医学部医学科4年次生の椿さんが日本細菌学会関東支部総会で、昨年に続き「学生優秀発表賞」を受賞しました

医学部医学科4年次生の椿翔吾さんと3年次生の梨本尚さんが、10月29日に日本大学松戸歯学部で開催された第106回日本細菌学会関東支部総会で研究成果を口頭発表。椿さんは「菌体外膜小胞により細胞内に送達されたsmall RNAによるマクロファージの機能改変」をテーマにプレゼンテーションし、昨年度に続き、「学生優秀発表賞」を受賞しました。

椿さんと梨本さんは本学科基礎医学系生体防御学領域の津川仁講師(総合医学研究所)の研究室で、肺炎桿菌(Klebsiella pneumoniae)に関する研究に取り組んでいます。肺炎桿菌はヒトの腸管内に共生する腸内細菌の一種ですが、免疫力が低下した患者さんや高齢者に肺炎や肝膿瘍を引き起こします。院内感染の原因菌として問題視され、近年では本菌の薬剤耐性化が世界規模で拡散しており、本菌感染症の予防法の確立が急務とされています。しかし、腸内細菌でもある肺炎桿菌が肺や肝臓に感染巣をつくるメカニズムさえも十分に明らかにされていないのが実情です。

椿さんは昨年までに、遺伝子工学的手法を利用して肺炎桿菌の菌体成分であるsmall RNA(小分子RNA)が、同菌が産生する菌体外膜小胞(EV)に内包されて宿主細胞内に送達されることを解明。さらに本研究では、small RNA がEVによって肺や肝臓に送達され、送達されたsmall RNAが免疫細胞の働きを抑制することを見出しました。津川講師は、「この成果は、肺炎桿菌が、EVによるsmall RNA送達を利用して消化管内から肺や肝臓への感染を樹立させる(感染巣を拡大させる)ことを示唆しています。今回の受賞は、EVを腸内で捉えて排出したり、small RNAの送達を阻害したりといった、EVを標的とした肺炎桿菌感染症(肺炎や肝膿瘍)の予防法開発につながる成果であると評価された結果だと思います」と説明します。

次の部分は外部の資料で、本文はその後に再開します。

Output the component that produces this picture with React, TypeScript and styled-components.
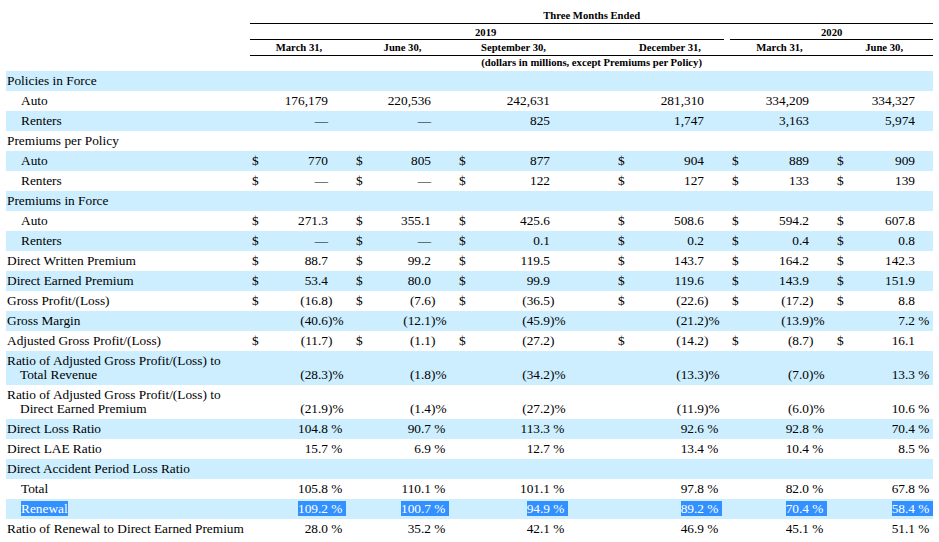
import { Fragment } from "react";
import styled, { createGlobalStyle } from "styled-components";

const GlobalStyle = createGlobalStyle`
  html, body {
    margin: 0;
    padding: 0;
    background: #fff;
  }
  body {
    font-family: "Liberation Serif", "Times New Roman", serif;
    color: #000;
  }
`;

const Page = styled.div`
  padding-left: 6px;
`;

const Table = styled.table`
  width: 927px;
  table-layout: fixed;
  border-collapse: separate;
  border-spacing: 0;
  font-size: 13.33px;
`;

const Head = styled.th<{ $line?: boolean; $pad: string; $align?: string }>`
  font-size: 10.67px;
  font-weight: bold;
  line-height: 12px;
  padding: ${(p) => p.$pad};
  text-align: ${(p) => p.$align || "center"};
  white-space: nowrap;
  border-bottom: ${(p) => (p.$line ? "1px solid #000" : "0")};
`;

const Row = styled.tr<{ $shade: boolean }>`
  background: ${(p) => (p.$shade ? "#cceeff" : "transparent")};
`;

const Cell = styled.td`
  padding: 3px 0;
  line-height: 14px;
  vertical-align: bottom;
  white-space: nowrap;
`;

const Label = styled(Cell)<{ $indent: number }>`
  padding-left: ${(p) => p.$indent}px;
`;

const Wrap = styled.div`
  padding-left: 13px;
`;

const Dollar = styled(Cell)`
  padding-left: 2px;
  text-align: left;
`;

const Num = styled(Cell)`
  text-align: right;
`;

const Suffix = styled(Cell)`
  text-align: left;
`;

const Mark = styled.span`
  background: #3390ff;
  color: #fff;
`;

const dates = ["March 31,", "June 30,", "September 30,", "December 31,", "March 31,", "June 30,"];
const numWidths = [64, 63, 79, 74, 65, 66];
const sufWidths = [20, 20, 20, 20, 20, 18];
const gapWidths = [6, 6, 46, 6, 6];

type Line = {
  label: string;
  more?: string;
  indent?: boolean;
  dollar?: boolean;
  pct?: boolean;
  mark?: boolean;
  values?: string[];
};

const rows: Line[] = [
  { label: "Policies in Force" },
  { label: "Auto", indent: true, values: ["176,179", "220,536", "242,631", "281,310", "334,209", "334,327"] },
  { label: "Renters", indent: true, values: ["—", "—", "825", "1,747", "3,163", "5,974"] },
  { label: "Premiums per Policy" },
  { label: "Auto", indent: true, dollar: true, values: ["770", "805", "877", "904", "889", "909"] },
  { label: "Renters", indent: true, dollar: true, values: ["—", "—", "122", "127", "133", "139"] },
  { label: "Premiums in Force" },
  { label: "Auto", indent: true, dollar: true, values: ["271.3", "355.1", "425.6", "508.6", "594.2", "607.8"] },
  { label: "Renters", indent: true, dollar: true, values: ["—", "—", "0.1", "0.2", "0.4", "0.8"] },
  { label: "Direct Written Premium", dollar: true, values: ["88.7", "99.2", "119.5", "143.7", "164.2", "142.3"] },
  { label: "Direct Earned Premium", dollar: true, values: ["53.4", "80.0", "99.9", "119.6", "143.9", "151.9"] },
  { label: "Gross Profit/(Loss)", dollar: true, values: ["(16.8)", "(7.6)", "(36.5)", "(22.6)", "(17.2)", "8.8"] },
  { label: "Gross Margin", pct: true, values: ["(40.6)", "(12.1)", "(45.9)", "(21.2)", "(13.9)", "7.2"] },
  { label: "Adjusted Gross Profit/(Loss)", dollar: true, values: ["(11.7)", "(1.1)", "(27.2)", "(14.2)", "(8.7)", "16.1"] },
  {
    label: "Ratio of Adjusted Gross Profit/(Loss) to",
    more: "Total Revenue",
    pct: true,
    values: ["(28.3)", "(1.8)", "(34.2)", "(13.3)", "(7.0)", "13.3"],
  },
  {
    label: "Ratio of Adjusted Gross Profit/(Loss) to",
    more: "Direct Earned Premium",
    pct: true,
    values: ["(21.9)", "(1.4)", "(27.2)", "(11.9)", "(6.0)", "10.6"],
  },
  { label: "Direct Loss Ratio", pct: true, values: ["104.8", "90.7", "113.3", "92.6", "92.8", "70.4"] },
  { label: "Direct LAE Ratio", pct: true, values: ["15.7", "6.9", "12.7", "13.4", "10.4", "8.5"] },
  { label: "Direct Accident Period Loss Ratio" },
  { label: "Total", indent: true, pct: true, values: ["105.8", "110.1", "101.1", "97.8", "82.0", "67.8"] },
  { label: "Renewal", indent: true, pct: true, mark: true, values: ["109.2", "100.7", "94.9", "89.2", "70.4", "58.4"] },
  { label: "Ratio of Renewal to Direct Earned Premium", pct: true, values: ["28.0", "35.2", "42.1", "46.9", "45.1", "51.1"] },
];

// "(16.8)" -> "(16.8" + ")" so the closing paren hangs in its own column
function split(v: string, pct?: boolean, mark?: boolean) {
  const neg = v.endsWith(")");
  const num = neg ? v.slice(0, -1) : v;
  let suf = pct ? (neg ? ")%" : "\u00a0%") : neg ? ")" : "";
  if (mark) suf += "\u00a0";
  return [num, suf];
}

function BodyRow({ row, shade }: { row: Line; shade: boolean }) {
  const show = (t: string) => (row.mark && t ? <Mark>{t}</Mark> : t);
  return (
    <Row $shade={shade}>
      <Label $indent={row.indent ? 15 : 1}>
        {row.more ? (
          <>
            <div>{row.label}</div>
            <Wrap>{row.more}</Wrap>
          </>
        ) : (
          show(row.label)
        )}
      </Label>
      {row.values ? (
        row.values.map((v, i) => {
          const [num, suf] = split(v, row.pct, row.mark);
          return (
            <Fragment key={i}>
              <Dollar>{row.dollar ? "$" : ""}</Dollar>
              <Num>{show(num)}</Num>
              <Suffix>{show(suf)}</Suffix>
              {i < 5 && <Cell />}
            </Fragment>
          );
        })
      ) : (
        <Cell colSpan={23} />
      )}
    </Row>
  );
}

export default function App() {
  return (
    <Page>
      <GlobalStyle />
      <Table>
        <colgroup>
          <col style={{ width: 244 }} />
          {numWidths.map((w, i) => (
            <Fragment key={i}>
              <col style={{ width: 14 }} />
              <col style={{ width: w }} />
              <col style={{ width: sufWidths[i] }} />
              {i < 5 && <col style={{ width: gapWidths[i] }} />}
            </Fragment>
          ))}
        </colgroup>
        <thead>
          <tr>
            <Head $pad="9px 0 2px" />
            <Head $pad="9px 0 2px" $line colSpan={23}>
              Three Months Ended
            </Head>
          </tr>
          <tr>
            <Head $pad="2px 0 1px" />
            <Head $pad="2px 0 1px 225px" $line $align="left" colSpan={15}>
              2019
            </Head>
            <Head $pad="2px 0 1px" />
            <Head $pad="2px 0 1px" $line colSpan={7}>
              2020
            </Head>
          </tr>
          <tr>
            <Head $pad="1px 0 2px" />
            {dates.map((d, i) => (
              <Fragment key={i}>
                <Head $pad="1px 0 2px" $line colSpan={3}>
                  {d}
                </Head>
                {i < 5 && <Head $pad="1px 0 2px" $line />}
              </Fragment>
            ))}
          </tr>
          <tr>
            <Head $pad="0 0 3px" />
            <Head $pad="0 0 3px" colSpan={23}>
              (dollars in millions, except Premiums per Policy)
            </Head>
          </tr>
        </thead>
        <tbody>
          {rows.map((r, i) => (
            <BodyRow key={i} row={r} shade={i % 2 === 0} />
          ))}
        </tbody>
      </Table>
    </Page>
  );
}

椿さんは、「これまでは研究の多くを試験管内で行ってきましたが、これからsmall RNAによる免疫細胞への作用を、生体内モデルを用いて確認していくつもりです。この研究が感染症の予防法や治療法の開発へと発展し、将来、臨床医としてその診療に携われるようになれば、こんなにうれしいことはありません。引き続き勉学や臨床実習に注力するとともに、研究も継続していきます」と話します。津川講師は、「学部生時代からトップレベルの基礎研究の世界を知り、研究の重要性と面白さを学ぶと同時に、柔軟性のある科学的で論理的な思考を身に付けるための経験を積むことも大切です。椿さんと梨本さんには研究を続け、ぜひ“厚みのある医師”になってほしい」と期待を語っています。